Time for an investigation by the Office of Fair Trading or the European Community authorities? It might be were it not for the fact that plasterboard prices are still only three-quarters of their 1989 level in real terms. If the market is in the hands of too few players for long- term comfort, the consumer has so far emerged smiling.

The ruinous scramble for market share has pushed the two Continental players into losses and cost the industry as a whole millions of pounds in lost profits.

Having lost a third of its UK monopoly over the past five years, BPB should be able to keep the trust-busters at bay. Which is just as well, because it will need to devote all its energies to restoring the profits wiped out by the price war.
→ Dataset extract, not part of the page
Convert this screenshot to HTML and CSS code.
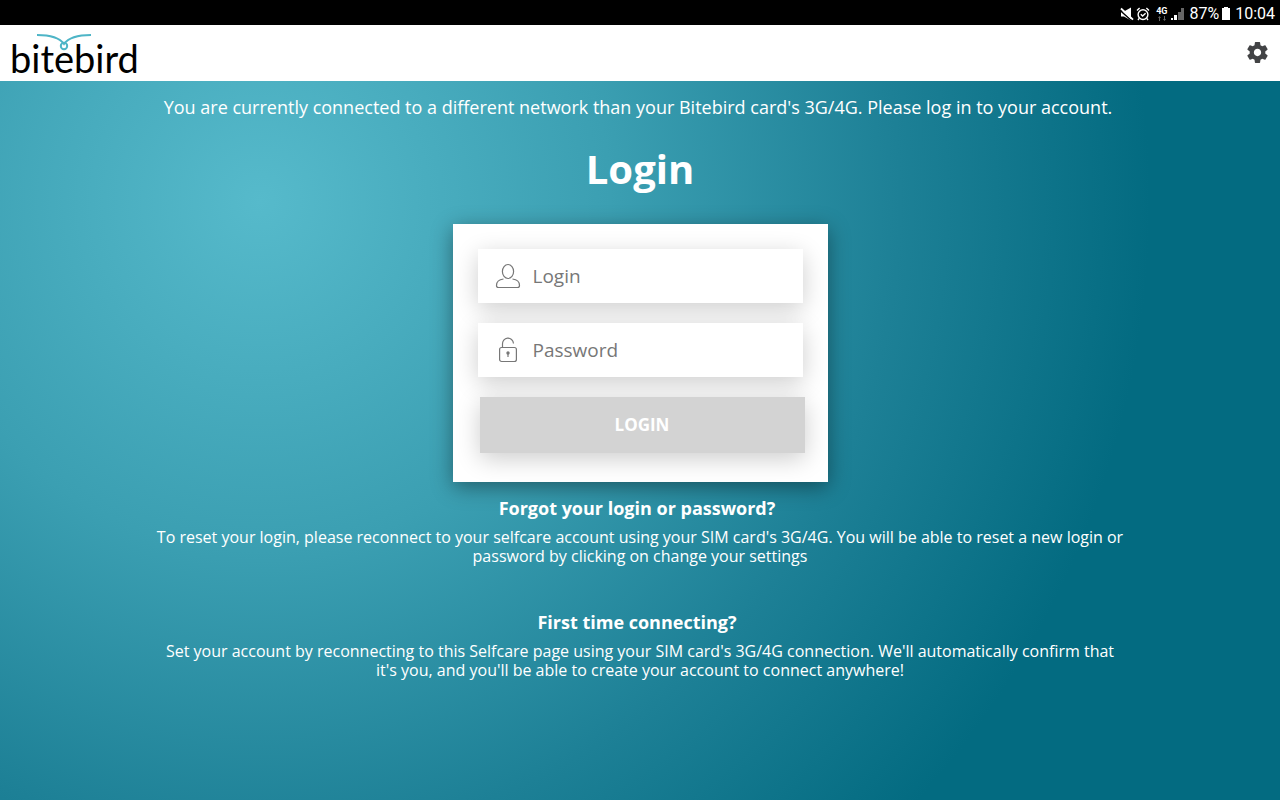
FILE: index.html
```html
<!DOCTYPE html>
<html lang="en">

<head>
    <meta charset="UTF-8">
    <meta name="viewport" content="width=device-width, initial-scale=1.0">
    <title>Bitebird - Login</title>
    <link rel="stylesheet" href="styles.css">
</head>

<body>
    <div class="status-bar">
        <svg class="status-icon" width="14" height="14" viewBox="0 0 14 14">
            <path d="M1 4.500h3l7-4v13L4 9.500H1z" fill="#fff" />
            <path d="M0 3.200 12 14" stroke="#000" stroke-width="1.400" />
            <path d="M1 1.500 13 12.600" stroke="#fff" stroke-width="1.800" />
        </svg>
        <svg class="status-icon" width="14" height="14" viewBox="0 0 14 14" fill="none" stroke="#fff" stroke-width="1.4">
            <circle cx="7" cy="7.6" r="4.9" />
            <path d="M1 3.4 3.6 1M13 3.4 10.4 1M3.2 11.4 2 13M10.8 11.4 12 13M4.8 7.2 6.6 9l3-2.8" />
        </svg>
        <div class="network">
            <span>4G</span>
            <svg width="8" height="5" viewBox="0 0 8 5" fill="#666">
                <path d="M0 2 1.500 0 3 2H2v3H1V2zM5 3h1V0h1v3h1L6.500 5z" />
            </svg>
        </div>
        <svg class="signal" width="13" height="13" viewBox="0 0 13 13">
            <path d="M0 11h2v2H0zM3 8h3v5H3z" fill="#fff" />
            <path d="M7 5h3v8H7zM10 1h3v12h-3z" fill="#666" />
        </svg>
        <span>87%</span>
        <svg class="battery" width="8" height="13" viewBox="0 0 8 13" fill="#fff">
            <path d="M2 0h4v1h2v12H0V1h2z" />
        </svg>
        <span>10:04</span>
    </div>

    <header class="navbar">
        <a href="#" class="logo">
            <svg class="logo-bird" width="56" height="18" viewBox="0 0 56 18" fill="none" stroke="#4eb5c7" stroke-width="2">
                <path d="M1 2C14 2 23 4 28 11C33 4 42 2 55 2" />
                <circle cx="28" cy="13" r="3.200" />
            </svg>
            <span class="logo-text">bitebird</span>
        </a>
        <button class="settings-btn" aria-label="Settings">
            <svg width="25" height="25" viewBox="0 0 24 24" fill="#424345">
                <path d="M19.430 12.980c.04-.32.07-.64.07-.98s-.03-.66-.07-.98l2.110-1.650c.19-.15.24-.42.12-.64l-2-3.460c-.12-.22-.39-.3-.61-.22l-2.490 1c-.52-.4-1.080-.73-1.690-.98l-.38-2.650C14.460 2.180 14.250 2 14 2h-4c-.25 0-.46.18-.49.42l-.38 2.650c-.61.25-1.170.59-1.690.98l-2.490-1c-.23-.09-.49 0-.61.22l-2 3.460c-.13.22-.07.49.12.64l2.110 1.650c-.04.32-.07.65-.07.98s.03.66.07.98l-2.110 1.650c-.19.15-.24.42-.12.64l2 3.460c.12.22.39.3.61.22l2.490-1c.52.4 1.080.73 1.690.98l.38 2.650c.03.24.24.42.49.42h4c.25 0 .46-.18.49-.42l.38-2.650c.61-.25 1.170-.59 1.690-.98l2.490 1c.23.09.49 0 .61-.22l2-3.460c.12-.22.07-.49-.12-.64l-2.110-1.650zM12 15.500c-1.930 0-3.500-1.570-3.500-3.500s1.570-3.500 3.500-3.500 3.500 1.570 3.500 3.500-1.570 3.500-3.500 3.500z" />
            </svg>
        </button>
    </header>

    <main class="content">
        <p class="notice">You are currently connected to a different network than your Bitebird card's 3G/4G. Please log in to your account.</p>
        <h1>Login</h1>

        <form class="login-card">
            <label class="field">
                <svg width="26" height="26" viewBox="0 0 26 26" fill="none" stroke="#777" stroke-width="1.2">
                    <ellipse cx="13" cy="8.500" rx="5.600" ry="7" />
                    <path d="M8.500 16C4 16.500 1.500 19 1.500 22.500Q1.500 24.500 3.500 24.500H22.500Q24.500 24.500 24.500 22.500C24.500 19 22 16.500 17.500 16" />
                </svg>
                <input type="text" placeholder="Login" aria-label="Login">
            </label>
            <label class="field">
                <svg width="26" height="26" viewBox="0 0 26 26" fill="none" stroke="#777" stroke-width="1.2">
                    <rect x="4.600" y="10.500" width="16.800" height="14" rx="2" />
                    <path d="M7.500 10.500V7.500a5.500 5.900 0 0 1 11 -1" />
                    <path d="M13 15.500v4.500" stroke-width="1.200" />
                    <circle cx="13" cy="16" r="1.700" fill="#777" stroke="none" />
                </svg>
                <input type="password" placeholder="Password" aria-label="Password">
            </label>
            <button type="submit" class="login-btn">LOGIN</button>
        </form>

        <section class="help">
            <h2>Forgot your login or password?</h2>
            <p>To reset your login, please reconnect to your selfcare account using your SIM card's 3G/4G. You will be able to reset a new login or password by clicking on change your settings</p>
        </section>
        <section class="help">
            <h2>First time connecting?</h2>
            <p>Set your account by reconnecting to this Selfcare page using your SIM card's 3G/4G connection. We'll automatically confirm that it's you, and you'll be able to create your account to connect anywhere!</p>
        </section>
    </main>
</body>

</html>
```
FILE: styles.css
```css
/* Basic reset */
* {
    margin: 0;
    padding: 0;
    box-sizing: border-box;
}

body {
    min-height: 100vh;
    display: flex;
    flex-direction: column;
    font-family: 'Open Sans', sans-serif;
    color: #fff;
}

/* Status bar */
.status-bar {
    display: flex;
    align-items: center;
    justify-content: flex-end;
    height: 25px;
    padding: 2px 5px 0;
    background: #000;
    font-family: Roboto, sans-serif;
    font-size: 16px;
}

.status-icon {
    margin-right: 2px;
}

.network {
    display: flex;
    flex-direction: column;
    align-items: center;
    margin: 0 4px;
    font-size: 9px;
    font-weight: bold;
    line-height: 9px;
}

.signal {
    margin-right: 5px;
}

.battery {
    margin: 0 5px 0 3px;
}

/* Navbar */
.navbar {
    display: flex;
    justify-content: space-between;
    align-items: center;
    height: 56px;
    padding: 0 10px;
    background: #fff;
}

.logo {
    position: relative;
    color: #000;
    text-decoration: none;
}

.logo-text {
    display: block;
    padding-top: 10px;
    font-family: Lato, sans-serif;
    font-size: 38px;
    line-height: 36px;
}

.logo-bird {
    position: absolute;
    top: 3px;
    left: 26px;
}

.settings-btn {
    display: flex;
    padding-bottom: 2px;
    border: none;
    background: none;
    cursor: pointer;
}

/* Page */
.content {
    flex: 1;
    display: flex;
    flex-direction: column;
    align-items: center;
    padding: 14px 155px;
    text-align: center;
    background: radial-gradient(circle at 260px 120px, #56bacb 0, #3b9fb2 350px, #1d8096 640px, #036b81 890px);
}

.notice {
    padding-right: 4px;
    font-size: 18px;
    line-height: 24px;
}

h1 {
    margin: 21px 0 26px;
    font-size: 40px;
    line-height: 58px;
}

.login-card {
    display: flex;
    flex-direction: column;
    gap: 20px;
    width: 375px;
    padding: 25px 25px 29px;
    background: #fff;
    box-shadow: 0 5px 20px rgba(0, 0, 0, 0.4);
}

.field {
    display: flex;
    align-items: center;
    height: 54px;
    padding: 0 17px;
    background: #fff;
    box-shadow: 0 6px 24px rgba(0, 0, 0, 0.2);
}

.field input {
    flex: 1;
    min-width: 0;
    margin-left: 12px;
    border: none;
    outline: none;
    background: none;
    font-family: inherit;
    font-size: 19px;
    color: #777;
}

.field input::placeholder {
    color: #777;
}

.login-btn {
    height: 56px;
    margin: 0 -2px 0 2px;
    padding-bottom: 2px;
    border: none;
    background: #d3d3d3;
    color: #fff;
    font-family: inherit;
    font-size: 17px;
    font-weight: bold;
    box-shadow: 0 6px 24px rgba(0, 0, 0, 0.2);
}

/* Help texts */
.help {
    margin: 14px 0 30px;
}

.help h2 {
    margin-bottom: 8px;
    padding-right: 6px;
    font-size: 18px;
    line-height: 24px;
}

.help p {
    font-size: 16px;
    line-height: 19px;
}
```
It faces an uphill struggle. In the UK the capacity to churn out more than 200 million square metres of board still swamps demand of just 140 million. And prospects for the home market are a great deal healthier than on the Continent, with the possible exception of Germany, where building programmes in the east are keeping the industry afloat.

John Maxwell, chief executive, explains the madness of the past few years as a reflection of the attractions of what he says is the fastest-growing area of the building materials industry.

But with demand in France sliding and recovery in the UK likely to be at best anaemic, his enthusiasm seems as misplaced as investors' rush into the sector since sterling's devaluation last September.

Building materials companies have outperformed the All Share Index by more than 50 per cent since then. Even if BPB lives up to hopes of a 35 per cent jump in pre-tax profits by this time next year, the shares stand at a whopping premium.

Wait for the figures to catch up before chasing them.